If these people are intentionally misrepresenting themselves, it will come to bite them in the long run. You don't have to do anything. If someone's presence under your company header, is actively hurting your company, you may have a legal case and go after that person (like a person trying to steal your customers while impersonating to work for your company) but be ready to provide enough proof for that.

Other than that, LinkedIn is another website, just like facebook and/or myspace (does anyone remember that anymore ?) and you can not do squat about what others say or do. If you try to do something it will turn in to a comic strip I have seen before, where the clueless boss was trying to delete something negative (but true) about his company from the whole internet. You can only be a laughing stock if you try this in my opinion.

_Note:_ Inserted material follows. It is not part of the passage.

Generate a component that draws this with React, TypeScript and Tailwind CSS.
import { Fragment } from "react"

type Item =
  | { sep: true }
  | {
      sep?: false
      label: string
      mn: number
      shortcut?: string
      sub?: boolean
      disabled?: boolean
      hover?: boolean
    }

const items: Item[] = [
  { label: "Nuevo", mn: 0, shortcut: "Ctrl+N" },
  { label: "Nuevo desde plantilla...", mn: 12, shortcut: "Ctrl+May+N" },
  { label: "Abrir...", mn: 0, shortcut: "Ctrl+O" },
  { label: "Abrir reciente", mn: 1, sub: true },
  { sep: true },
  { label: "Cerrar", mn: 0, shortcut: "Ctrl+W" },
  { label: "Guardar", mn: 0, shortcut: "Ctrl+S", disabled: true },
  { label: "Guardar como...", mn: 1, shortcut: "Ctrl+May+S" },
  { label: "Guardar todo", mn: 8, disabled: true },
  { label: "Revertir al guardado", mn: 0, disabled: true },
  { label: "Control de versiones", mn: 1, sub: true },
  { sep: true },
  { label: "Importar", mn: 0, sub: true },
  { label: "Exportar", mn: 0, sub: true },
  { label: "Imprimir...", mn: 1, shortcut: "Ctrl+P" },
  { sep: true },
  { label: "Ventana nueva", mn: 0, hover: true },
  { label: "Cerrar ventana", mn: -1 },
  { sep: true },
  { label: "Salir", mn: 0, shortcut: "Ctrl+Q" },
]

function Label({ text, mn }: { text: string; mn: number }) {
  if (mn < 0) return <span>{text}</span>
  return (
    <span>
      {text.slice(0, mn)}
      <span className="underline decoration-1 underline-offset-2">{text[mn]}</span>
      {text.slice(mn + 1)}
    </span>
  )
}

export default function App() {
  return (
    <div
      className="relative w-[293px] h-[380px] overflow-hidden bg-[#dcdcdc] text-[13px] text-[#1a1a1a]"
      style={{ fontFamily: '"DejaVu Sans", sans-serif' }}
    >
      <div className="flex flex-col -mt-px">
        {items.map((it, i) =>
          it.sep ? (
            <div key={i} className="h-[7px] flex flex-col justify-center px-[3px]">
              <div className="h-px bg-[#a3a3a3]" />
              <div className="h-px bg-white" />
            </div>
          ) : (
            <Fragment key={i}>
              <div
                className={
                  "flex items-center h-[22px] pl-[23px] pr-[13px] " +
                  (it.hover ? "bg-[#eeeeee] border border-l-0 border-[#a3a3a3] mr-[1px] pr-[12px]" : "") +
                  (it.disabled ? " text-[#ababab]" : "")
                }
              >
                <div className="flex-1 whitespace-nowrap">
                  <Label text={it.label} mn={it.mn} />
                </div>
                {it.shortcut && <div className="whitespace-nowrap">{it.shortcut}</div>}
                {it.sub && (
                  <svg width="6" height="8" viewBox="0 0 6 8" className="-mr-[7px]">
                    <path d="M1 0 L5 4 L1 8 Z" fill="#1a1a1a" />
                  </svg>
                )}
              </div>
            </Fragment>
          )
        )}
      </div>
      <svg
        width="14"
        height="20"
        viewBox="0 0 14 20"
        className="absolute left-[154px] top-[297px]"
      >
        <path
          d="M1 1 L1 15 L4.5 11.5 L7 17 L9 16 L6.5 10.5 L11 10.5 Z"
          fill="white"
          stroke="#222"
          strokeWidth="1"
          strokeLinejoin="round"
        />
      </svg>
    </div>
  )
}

  • I call it the divine justice. But on the other hand, I somehow sympathize with people who do this due to the getting rid of the stigma of being unemployed.
    – MelBurslan
    Commented May 18, 2016 at 17:10

Leave Them Alone

How quickly do you expect someone to jump onto LinkedIn to declare to the world they were fired when you fire them? Especially when it's harder to get a job when you're out of a job? (And especially when not everyone uses LinkedIn all that frequently?) Is your absolute first priority when you get dumped to go update your relationship status on Facebook?

You fired them/laid them off/had them "leave under a cloud." In my experience the customary thing is that a couple months of not updating the LinkedIn end date to try to be in a better position to get interviews is done by many employees and tacitly nodded at by the companies (who usually don't spitefully hate people just because they laid them off).

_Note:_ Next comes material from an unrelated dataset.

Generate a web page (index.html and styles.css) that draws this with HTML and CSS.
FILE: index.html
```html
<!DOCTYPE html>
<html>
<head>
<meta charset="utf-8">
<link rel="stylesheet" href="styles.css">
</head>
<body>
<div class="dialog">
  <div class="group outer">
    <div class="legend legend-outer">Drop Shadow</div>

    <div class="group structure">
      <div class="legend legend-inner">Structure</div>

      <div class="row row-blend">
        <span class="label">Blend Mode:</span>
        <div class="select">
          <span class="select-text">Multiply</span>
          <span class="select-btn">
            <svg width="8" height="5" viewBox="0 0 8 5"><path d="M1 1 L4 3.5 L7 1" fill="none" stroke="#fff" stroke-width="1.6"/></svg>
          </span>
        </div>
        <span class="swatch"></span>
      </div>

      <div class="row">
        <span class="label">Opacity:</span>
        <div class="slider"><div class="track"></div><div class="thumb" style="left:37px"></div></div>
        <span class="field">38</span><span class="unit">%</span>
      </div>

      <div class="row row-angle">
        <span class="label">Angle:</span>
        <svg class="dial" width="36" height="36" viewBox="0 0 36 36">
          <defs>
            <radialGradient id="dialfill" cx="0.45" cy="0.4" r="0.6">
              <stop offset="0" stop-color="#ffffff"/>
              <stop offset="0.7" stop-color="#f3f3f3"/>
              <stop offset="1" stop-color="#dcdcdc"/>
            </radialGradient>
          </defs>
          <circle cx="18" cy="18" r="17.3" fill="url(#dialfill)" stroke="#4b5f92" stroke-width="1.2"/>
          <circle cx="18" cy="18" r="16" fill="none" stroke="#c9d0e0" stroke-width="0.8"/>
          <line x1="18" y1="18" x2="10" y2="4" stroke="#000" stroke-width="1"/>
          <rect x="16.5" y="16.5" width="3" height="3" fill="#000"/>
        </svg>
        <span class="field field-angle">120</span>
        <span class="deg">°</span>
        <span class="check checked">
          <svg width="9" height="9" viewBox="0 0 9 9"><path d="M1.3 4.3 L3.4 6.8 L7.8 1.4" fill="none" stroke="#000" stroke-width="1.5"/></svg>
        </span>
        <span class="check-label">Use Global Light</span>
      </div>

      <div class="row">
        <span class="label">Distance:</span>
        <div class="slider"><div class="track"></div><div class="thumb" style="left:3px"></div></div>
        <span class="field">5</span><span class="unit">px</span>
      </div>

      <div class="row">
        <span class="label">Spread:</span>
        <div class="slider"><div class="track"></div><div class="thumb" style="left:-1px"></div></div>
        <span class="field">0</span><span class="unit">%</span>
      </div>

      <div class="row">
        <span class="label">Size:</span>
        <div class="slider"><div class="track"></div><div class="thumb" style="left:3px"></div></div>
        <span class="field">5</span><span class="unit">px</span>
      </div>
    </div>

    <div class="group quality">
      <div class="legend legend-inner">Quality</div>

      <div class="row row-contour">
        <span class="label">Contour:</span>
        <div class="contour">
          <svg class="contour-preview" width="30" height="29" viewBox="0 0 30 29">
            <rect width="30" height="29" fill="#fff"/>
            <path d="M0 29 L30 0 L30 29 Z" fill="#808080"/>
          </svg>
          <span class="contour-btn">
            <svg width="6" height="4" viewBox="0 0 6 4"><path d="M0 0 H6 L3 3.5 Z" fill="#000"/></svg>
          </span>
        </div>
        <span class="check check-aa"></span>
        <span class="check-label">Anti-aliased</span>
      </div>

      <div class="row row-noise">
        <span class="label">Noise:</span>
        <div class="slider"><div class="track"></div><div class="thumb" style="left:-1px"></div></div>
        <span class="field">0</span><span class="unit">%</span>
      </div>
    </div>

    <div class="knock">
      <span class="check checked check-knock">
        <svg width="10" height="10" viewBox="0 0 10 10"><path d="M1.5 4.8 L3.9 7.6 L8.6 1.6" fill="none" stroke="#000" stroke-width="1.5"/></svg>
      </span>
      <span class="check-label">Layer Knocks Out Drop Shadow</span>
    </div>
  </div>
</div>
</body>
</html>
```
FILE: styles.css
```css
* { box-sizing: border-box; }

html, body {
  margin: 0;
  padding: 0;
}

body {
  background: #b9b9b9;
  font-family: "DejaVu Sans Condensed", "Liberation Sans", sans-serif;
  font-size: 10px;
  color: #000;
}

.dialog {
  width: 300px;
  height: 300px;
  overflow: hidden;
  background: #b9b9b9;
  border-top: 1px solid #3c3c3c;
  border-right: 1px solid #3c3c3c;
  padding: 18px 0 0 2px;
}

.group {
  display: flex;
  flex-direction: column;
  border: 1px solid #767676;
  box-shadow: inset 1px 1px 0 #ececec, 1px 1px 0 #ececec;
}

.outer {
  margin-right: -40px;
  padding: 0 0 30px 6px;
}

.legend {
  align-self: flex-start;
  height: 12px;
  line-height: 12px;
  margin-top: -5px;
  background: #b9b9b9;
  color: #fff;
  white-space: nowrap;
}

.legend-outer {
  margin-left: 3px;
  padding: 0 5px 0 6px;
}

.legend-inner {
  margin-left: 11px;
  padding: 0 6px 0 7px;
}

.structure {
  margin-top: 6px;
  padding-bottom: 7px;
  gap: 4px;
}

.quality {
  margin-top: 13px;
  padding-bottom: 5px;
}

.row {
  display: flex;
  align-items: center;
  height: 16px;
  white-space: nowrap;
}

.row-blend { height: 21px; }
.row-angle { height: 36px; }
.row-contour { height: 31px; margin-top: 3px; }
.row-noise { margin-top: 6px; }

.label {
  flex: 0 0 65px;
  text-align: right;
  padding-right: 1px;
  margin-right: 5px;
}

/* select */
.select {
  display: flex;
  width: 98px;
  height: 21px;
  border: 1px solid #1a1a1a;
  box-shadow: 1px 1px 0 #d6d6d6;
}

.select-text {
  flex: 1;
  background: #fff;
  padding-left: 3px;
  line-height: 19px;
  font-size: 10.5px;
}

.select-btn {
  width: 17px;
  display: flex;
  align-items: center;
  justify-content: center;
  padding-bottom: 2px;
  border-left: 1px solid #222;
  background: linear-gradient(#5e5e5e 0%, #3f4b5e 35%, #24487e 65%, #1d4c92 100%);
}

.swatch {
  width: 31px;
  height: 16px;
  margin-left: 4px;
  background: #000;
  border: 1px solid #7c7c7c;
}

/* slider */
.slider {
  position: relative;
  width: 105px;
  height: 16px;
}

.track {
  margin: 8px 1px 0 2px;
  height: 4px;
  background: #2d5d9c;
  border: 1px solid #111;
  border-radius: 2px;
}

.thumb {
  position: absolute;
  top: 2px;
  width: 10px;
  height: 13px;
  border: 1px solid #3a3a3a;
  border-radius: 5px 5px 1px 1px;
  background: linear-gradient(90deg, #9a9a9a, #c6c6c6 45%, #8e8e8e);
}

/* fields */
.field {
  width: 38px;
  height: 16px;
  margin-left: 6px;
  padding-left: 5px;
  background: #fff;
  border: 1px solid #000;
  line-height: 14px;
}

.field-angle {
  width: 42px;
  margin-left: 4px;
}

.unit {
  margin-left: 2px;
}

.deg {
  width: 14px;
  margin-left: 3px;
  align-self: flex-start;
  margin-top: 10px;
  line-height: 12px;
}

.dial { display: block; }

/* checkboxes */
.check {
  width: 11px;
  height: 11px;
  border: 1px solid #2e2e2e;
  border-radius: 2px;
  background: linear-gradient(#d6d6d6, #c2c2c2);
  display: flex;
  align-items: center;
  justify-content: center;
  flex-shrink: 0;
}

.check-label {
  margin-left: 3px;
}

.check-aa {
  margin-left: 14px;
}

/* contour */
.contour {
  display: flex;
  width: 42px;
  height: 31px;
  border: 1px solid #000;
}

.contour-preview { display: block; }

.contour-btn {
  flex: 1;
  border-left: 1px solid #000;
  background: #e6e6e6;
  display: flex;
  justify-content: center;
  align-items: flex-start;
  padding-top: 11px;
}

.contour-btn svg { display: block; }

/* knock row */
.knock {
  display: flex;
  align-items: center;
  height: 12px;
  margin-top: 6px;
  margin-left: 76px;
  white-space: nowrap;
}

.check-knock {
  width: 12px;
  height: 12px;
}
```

Similarly, titles vary from place to place and there is no requirement to list whatever your official title said, just what they feel represents what they did. And they certainly shouldn't be contacting people saying "I work for company X and..." but this isn't what they are doing.

When they get an interview and fill out background information, they should certainly supply correct termination dates and their official title. When you get called for a background check you should confirm correct dates and title. But they have no obligation to immediately shout to the world "I got fired!", and a modicum of compassion on your part would see there's no real down side to letting that go for a while. Sure, if someone's been gone for 6 months to a year that's getting silly. But there are people that have left my current small company that I see haven't updated their title yet after 2 months and I have zero concern about that and wish them well.

  • No one is saying that companies shouldn't be lenient about this type of thing, I think they should be, but if the "inflated title" is obviously incorrect both in spirit and in practice, then the HR of a company should ask Linkedin to have that information corrected. After all, such a correction doesn't cost anything and it would prevent potential problems in the future. Commented Jul 20, 2020 at 18:59
  • Sure, but that is in no wise the spirit of the OP.